Life in lockdown has been tough for many Australians.
But compared to other parts of the world, we have been much better off.
Highlander Ben Quirico was over in Italy on exchange earlier this year when the Covid pandemic broke out.
Here he shares his experience of what life was like over there at the time:
I was on university exchange in Torino, which is in the north of Italy in the Piemonte region.
I arrived there in early February which was when things began being locked down.
At first it was just universities and schools but by March it was almost all businesses and shops with the exception of essential businesses such as groceries and pharmacies.
You were only allowed to leave your house for exercise and essential shopping.
Police would patrol the streets and randomly stop people and question them on where they were going and what they were doing.
I would try and walk every morning and evening around the city and I was stopped on numerous occasions and questioned on where I was going.

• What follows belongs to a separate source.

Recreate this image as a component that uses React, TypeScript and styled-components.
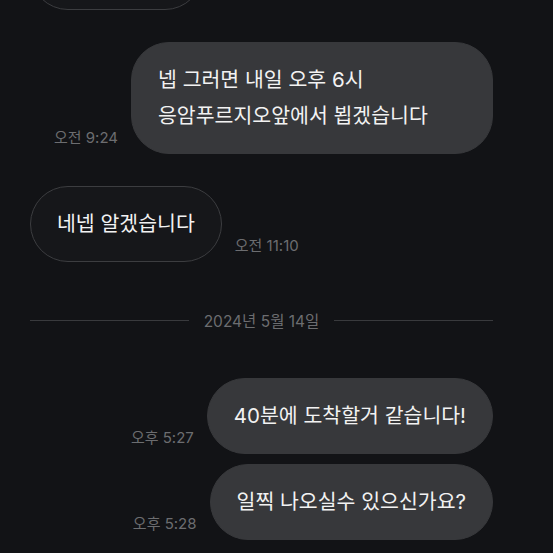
// Packages
import styled, { createGlobalStyle } from 'styled-components';

// Data
type Message = {
  id: number;
  mine: boolean;
  lines: string[];
  time: string;
  width?: number;
  grouped?: boolean;
};

const before: Message[] = [
  { id: 1, mine: false, lines: ['네 알겠습니다'], time: '오전 9:21' },
  {
    id: 2,
    mine: true,
    lines: ['넵 그러면 내일 오후 6시', '응암푸르지오앞에서 뵙겠습니다'],
    time: '오전 9:24',
    width: 362,
  },
  { id: 3, mine: false, lines: ['네넵 알겠습니다'], time: '오전 11:10' },
];

const after: Message[] = [
  { id: 4, mine: true, lines: ['40분에 도착할거 같습니다!'], time: '오후 5:27' },
  {
    id: 5,
    mine: true,
    lines: ['일찍 나오실수 있으신가요?'],
    time: '오후 5:28',
    grouped: true,
  },
];

// Main
function MessageRow({ message }: { message: Message }) {
  return (
    <Row $mine={message.mine} $grouped={!!message.grouped}>
      <Bubble
        $mine={message.mine}
        style={message.width ? { width: message.width } : undefined}
      >
        {message.lines.map((line) => (
          <Line key={line}>{line}</Line>
        ))}
      </Bubble>
      <Time>{message.time}</Time>
    </Row>
  );
}

export default function App() {
  return (
    <>
      <GlobalStyle />
      <Screen>
        <Chat>
          {before.map((m) => (
            <MessageRow key={m.id} message={m} />
          ))}
          <DateDivider>
            <Rule />
            <DateText>2024년 5월 14일</DateText>
            <Rule />
          </DateDivider>
          {after.map((m) => (
            <MessageRow key={m.id} message={m} />
          ))}
        </Chat>
      </Screen>
    </>
  );
}

const GlobalStyle = createGlobalStyle`
  html, body {
    margin: 0;
    padding: 0;
    background: #121316;
  }
  body {
    font-family: 'Inter', 'Noto Sans CJK KR', sans-serif;
    -webkit-font-smoothing: antialiased;
  }
`;

const Screen = styled.div`
  width: 553px;
  height: 553px;
  overflow: hidden;
  background: #121316;
`;

const Chat = styled.div`
  display: flex;
  flex-direction: column;
  margin-top: -66px;
  padding: 0 60px 0 30px;
`;

const Row = styled.div<{ $mine: boolean; $grouped: boolean }>`
  display: flex;
  flex-direction: ${(p) => (p.$mine ? 'row-reverse' : 'row')};
  justify-content: flex-start;
  align-items: flex-end;
  gap: 13px;
  margin-top: ${(p) => (p.$grouped ? '10px' : '32px')};

  &:first-child {
    margin-top: 0;
  }
`;

const Bubble = styled.div<{ $mine: boolean }>`
  box-sizing: border-box;
  padding: 19px 26px;
  border-radius: 38px;
  background: ${(p) => (p.$mine ? '#37383b' : '#16171a')};
  border: 1px solid ${(p) => (p.$mine ? '#37383b' : '#3c3d40')};
  color: #f2f2f2;
  font-size: 20.5px;
  line-height: 36px;
  white-space: nowrap;
`;

const Line = styled.div``;

const Time = styled.span`
  margin-bottom: 7px;
  font-size: 15px;
  line-height: 18px;
  color: #6c6d70;
  white-space: nowrap;
`;

const DateDivider = styled.div`
  display: flex;
  align-items: center;
  gap: 15px;
  height: 20px;
  margin: 48px 0 48px;

  & + ${Row} {
    margin-top: 0;
  }
`;

const Rule = styled.div`
  flex: 1;
  height: 1px;
  background: #393a3d;
`;

const DateText = styled.span`
  font-size: 15.5px;
  color: #6c6d70;
  white-space: nowrap;
`;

You could also only venture around your neighborhood, so if you were found to be too far from home you risked being charged.
Everyone seemed to be very wary of one another and you could feel this sense of angst whenever you passed someone on the sidewalk or came to close to someone in the supermarket.
There was only a limited number of people allowed in the supermarkets at once, so this often meant very long lines and long waits to do your shopping.
It was very weird to see the empty streets and shops and it made the city feel like it was deserted.
At first I thought, and so did everyone else I think, that the lockdown would just be temporary and [everything would] be back open in a few weeks time.
Because of this, I think at first everyone was happy to comply and line up outside the supermarket and stay at home.
But the lockdown just kept being extended and quickly you could sense people were starting to get restless. At the supermarkets, people would start to argue with the security guards about lining up outside, and most evenings people took to their balconies to sing and play music.
The Italians live outdoors, they are very social, so to say you need to stay at home all day was torture.
During this time, I also had three university friends test positive for the virus in Torino.
They all had very mild headaches and sore throats and were all taken to a military facility near Torino to recover and isolate.
This did make me a little nervous, but I knew they were all fine and just had mild flu symptoms which subsided after a few days.
Soon after I became sick with flu-like symptoms, however the medical advice I received was that because I did not have a cough and was relatively well, I did not need a test and was told to isolate at home until my symptoms subsided.
At this stage the hospitals were under significant stress and I think they were just telling people with mild symptoms to stay home and isolate if they were well enough to do so, to avoid clogging up the already overwhelmed hospital system.
After a week my symptoms subsided and I recovered, but I relied heavily on my Italian flatmate during that time.
I was very lucky to have a great flatmate who did all my shopping for me while I was sick, but it made me realise that some people wouldn't have had that support and would be feeling very isolated and lonely during this time.
Towards the end of March, nearing four weeks of full lockdown, and with the cases growing each day, I decided it was best if I returned to Australia and continued my studies back in Sydney.
By this stage, most major airlines had suspended flights into Italy so I had to fly across to Munich in Germany in order to fly on to Sydney.
Every hour airlines were cutting more and more flights around Europe and new travel restrictions were being put in place which made it very difficult to first of all get to Munich.
After numerous flight cancellations and being refused onto flights due to increasing restrictions, I eventually managed to get onto a flight from Milan to Munich where I was met with a military escort which took me through Munich airport to a holding area for six hours before finally boarding a flight to Sydney.
I received the escort because I was technically not allowed into Germany due to the border closure but because I was getting a connecting flight I was permitted to enter Germany for six hours with a military guard until my flight left later that evening.
It was very surreal to see big international airports, like Milan and Munich, completely empty and almost completely silent.
Once on the plane, there was just as many cabin crew as passengers, so the flight was very relaxed and we all got to know the cabin crew very well.
Although my exchange semester didn't quite go to plan, I did meet some wonderful people and it ultimately made me extremely grateful to live in Australia.
We've been so lucky here to not see the huge amounts of devastation seen in Italy and across Europe and I just hope we continue to stay that way.